Josephine Nock-Hee Park is Professor of English and Asian American Studies at the University of Pennsylvania. She is the author Apparitions of Asia: Modernist Form and Asian American Poetics (Oxford 2008), which reads a modern history of American literary alliances with East Asia, and Cold War Friendships: Korea, Vietnam, and Asian American Literature (Oxford 2016), which examines Asian American subjectivities shaped by wartime alliances in Korea and Vietnam. She is the co-editor (with Paul Stasi) of Ezra Pound in the Present: Essays on Pound's Contemporaneity (Bloomsbury 2016). Her present research explores the poetics of war and incarceration via a particular focus on Issei and Nisei poetry during the Pacific War.

Urayoán Noel is Associate Professor of English and Spanish at New York University and also teaches at Stetson University’s MFA of the Americas. He is the author of In Visible Movement: Nuyorican Poetry from the Sixties to Slam (Iowa, 2014), which received the LASA Latino Studies Section Book Award and an Honorable Mention in the MLA Prize in United States Latina/o and Chicana/o Literary and Cultural Studies. His most recent books are Architecture of Dispersed Life (Shearsman, 2018), a bilingual edition of the Chilean poet Pablo de Rokha, and the poetry collection Buzzing Hemisphere/Rumor Hemisférico (Arizona, 2015).

J. Edward Chamberlin is University Professor Emeritus of English and Comparative Literature at the University of Toronto. His books include Come Back To Me My Language: Poetry and the West Indies; If This Is Your Land, Where Are Your Stories?Horse: How the Horse Has Shaped Civilizations; and The Banker and the Blackfoot: A Memoir of My Grandfather in Chinook Country. He is an Officer of the Order of Canada and lives with his wife, Lorna Goodison, in Halfmoon Bay, British Columbia.

Evie Shockley, Professor of English at Rutgers University-New Brunswick, is the author of Renegade Poetics: Black Aesthetics and Formal Innovation in African American Poetry (Iowa, 2011) and several collections of poetry, most recently the Pulitzer Prize-nominated semiautomatic (Wesleyan, 2017) and the new black (Wesleyan, 2011), winner of the Hurston/Wright Legacy Award.
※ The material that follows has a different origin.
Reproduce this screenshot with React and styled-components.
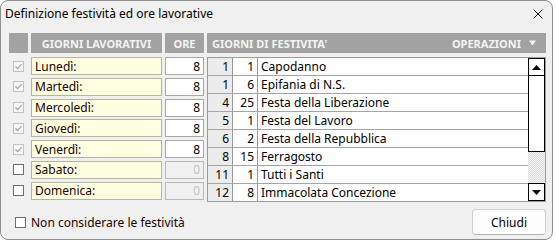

In 2018-2019, Shockley is a fellow at the Radcliffe Institute for Advanced Study, where she is at work on a book-length narrative poem. Her current critical project is titled “Black Graphics: Slavery, Colorblindness, and Contemporary Black Aesthetics.”

Lorna Goodison is the Poet Laureate of Jamaica and a major figure in world literature. Her Collected Poems was published in 2017 by Carcanet (UK, distributed in the United States), and Redemption Ground: Essays and Adventure by Myriad Books (UK, 2018). She has also written From Harvey River: A Memoir of My Mother and Her People (2007), three collections of short stories, and ten books of poetry. Her many honors include the Commonwealth Poetry Prize, the Musgrave Gold Medal, and the 2018 Windham-Campbell Prize of Yale University. She is the Lemuel A. Johnson Professor Emerita of English and African and Afroamerican Studies at the University of Michigan.